Information shown:
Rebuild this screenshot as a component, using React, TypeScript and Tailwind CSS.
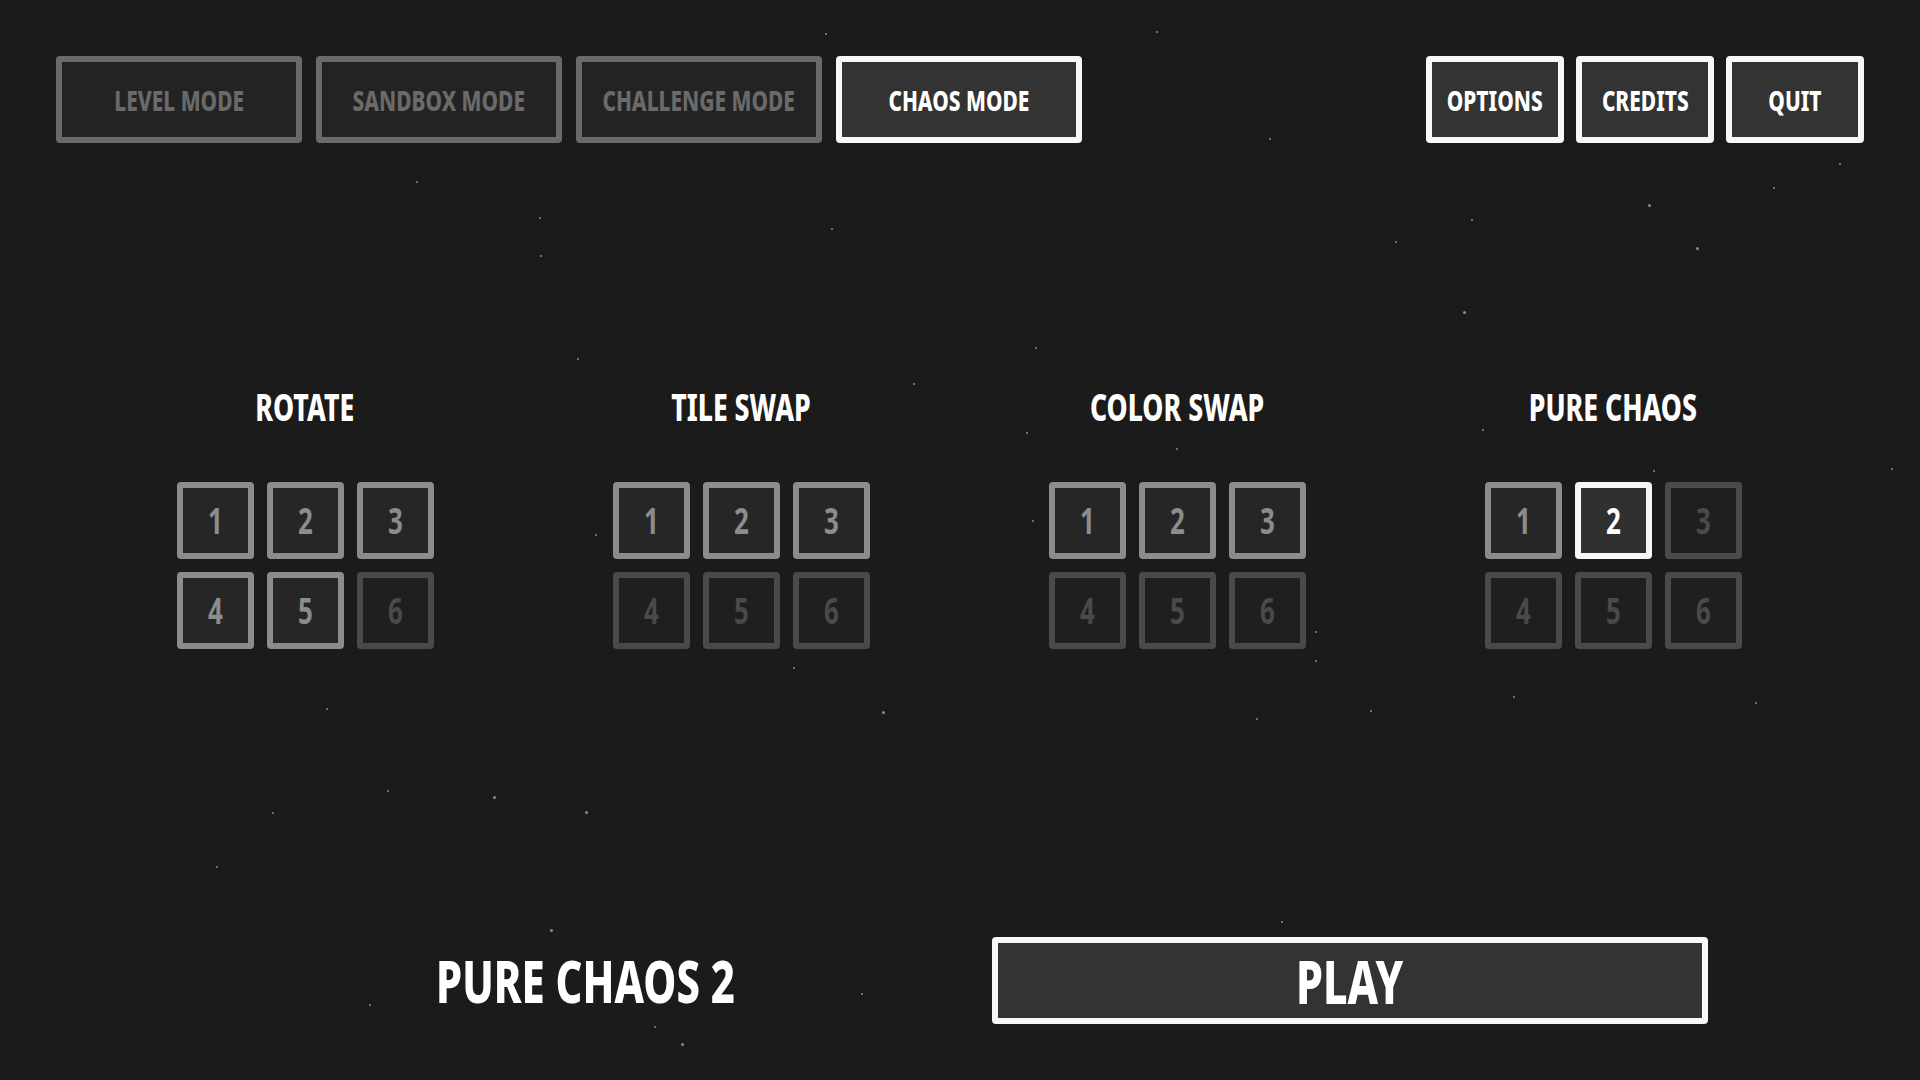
import React from "react";

const stars: [number, number, number][] = [
  [674, 27, 2], [944, 25, 2], [1036, 113, 2], [1346, 167, 3], [1201, 179, 2], [1385, 202, 3],
  [1448, 153, 2], [1502, 133, 2], [441, 208, 2], [440, 177, 2], [1195, 254, 3], [1139, 197, 2],
  [471, 292, 2], [746, 313, 2], [845, 283, 2], [838, 353, 2], [960, 366, 2], [1210, 350, 2],
  [1544, 382, 2], [486, 436, 2], [520, 442, 2], [843, 425, 2], [1350, 384, 2], [1300, 485, 2],
  [648, 545, 2], [720, 581, 3], [1074, 515, 2], [1074, 539, 2], [1119, 580, 2], [1026, 586, 2],
  [1236, 568, 2], [1433, 573, 2], [266, 578, 2], [222, 663, 2], [316, 645, 2], [403, 650, 3],
  [478, 662, 3], [176, 707, 2], [449, 759, 3], [301, 820, 2], [534, 838, 2], [556, 852, 3],
  [703, 811, 2], [869, 786, 3], [825, 808, 2], [1046, 752, 2], [340, 148, 2], [679, 186, 2],
];

const font = "font-['Noto_Sans',sans-serif]";

function T({ children }: { children: React.ReactNode }) {
  return <span className="inline-block whitespace-nowrap scale-x-[0.72]">{children}</span>;
}

function TopButton({ label, active, w }: { label: string; active?: boolean; w: string }) {
  return (
    <div
      className={`${w} h-[87px] rounded-[4px] border-[6px] flex items-center justify-center text-[29px] font-extrabold leading-none ${
        active ? "border-[#f7f7f7] bg-[#333333] text-white" : "border-[#6a6a6a] bg-[#232323] text-[#6a6a6a]"
      }`}
    >
      <T>{label}</T>
    </div>
  );
}

type TileState = "on" | "sel" | "off";

function Tile({ n, s }: { n: number; s: TileState }) {
  const cls =
    s === "sel"
      ? "border-[#f7f7f7] bg-[#303030] text-white"
      : s === "on"
      ? "border-[#8c8c8c] bg-[#262626] text-[#8c8c8c]"
      : "border-[#4a4a4a] bg-[#1f1f1f] text-[#4a4a4a]";
  return (
    <div
      className={`w-[77px] h-[77px] rounded-[4px] border-[6px] flex items-center justify-center text-[36px] font-bold leading-none ${cls}`}
    >
      <T>{n}</T>
    </div>
  );
}

function Category({ title, states }: { title: string; states: TileState[] }) {
  return (
    <div className="flex flex-col items-center">
      <div className="h-[36px] flex items-center text-[37px] font-extrabold text-white leading-none">
        <T>{title}</T>
      </div>
      <div className="mt-[58px] grid grid-cols-3 gap-[13px]">
        {states.map((s, i) => (
          <Tile key={i} n={i + 1} s={s} />
        ))}
      </div>
    </div>
  );
}

export default function App() {
  return (
    <div className={`relative w-[1920px] h-[1080px] overflow-hidden bg-[#1b1b1b] ${font}`}>
      {stars.map(([x, y, s], i) => (
        <div
          key={i}
          className="absolute rounded-full bg-[#8f8f7c]"
          style={{ left: x * 1.2245, top: y * 1.2245, width: s, height: s }}
        />
      ))}
      <div className="relative flex flex-col h-full">
        <div className="flex justify-between px-[56px] pt-[56px]">
          <div className="flex gap-[14px]">
            <TopButton w="w-[246px]" label="LEVEL MODE" />
            <TopButton w="w-[246px]" label="SANDBOX MODE" />
            <TopButton w="w-[246px]" label="CHALLENGE MODE" />
            <TopButton w="w-[246px]" label="CHAOS MODE" active />
          </div>
          <div className="flex gap-[12px]">
            <TopButton w="w-[138px]" label="OPTIONS" active />
            <TopButton w="w-[138px]" label="CREDITS" active />
            <TopButton w="w-[138px]" label="QUIT" active />
          </div>
        </div>
        <div className="mt-[245px] ml-[87px] grid grid-cols-[436px_436px_436px_436px]">
          <Category title="ROTATE" states={["on", "on", "on", "on", "on", "off"]} />
          <Category title="TILE SWAP" states={["on", "on", "on", "off", "off", "off"]} />
          <Category title="COLOR SWAP" states={["on", "on", "on", "off", "off", "off"]} />
          <Category title="PURE CHAOS" states={["on", "sel", "off", "off", "off", "off"]} />
        </div>
        <div className="mt-[288px] flex items-center pl-[335px]">
          <div className="w-[500px] flex justify-center text-[58px] font-extrabold text-white leading-none">
            <T>PURE CHAOS 2</T>
          </div>
          <div className="ml-[157px] w-[716px] h-[87px] rounded-[4px] border-[6px] border-[#f7f7f7] bg-[#333333] flex items-center justify-center text-[60px] font-extrabold text-white leading-none">
            <T>PLAY</T>
          </div>
        </div>
      </div>
    </div>
  );
}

What to produce: Find every line that includes the string "React". Report how many there are and nothing else.

Exercise result: 3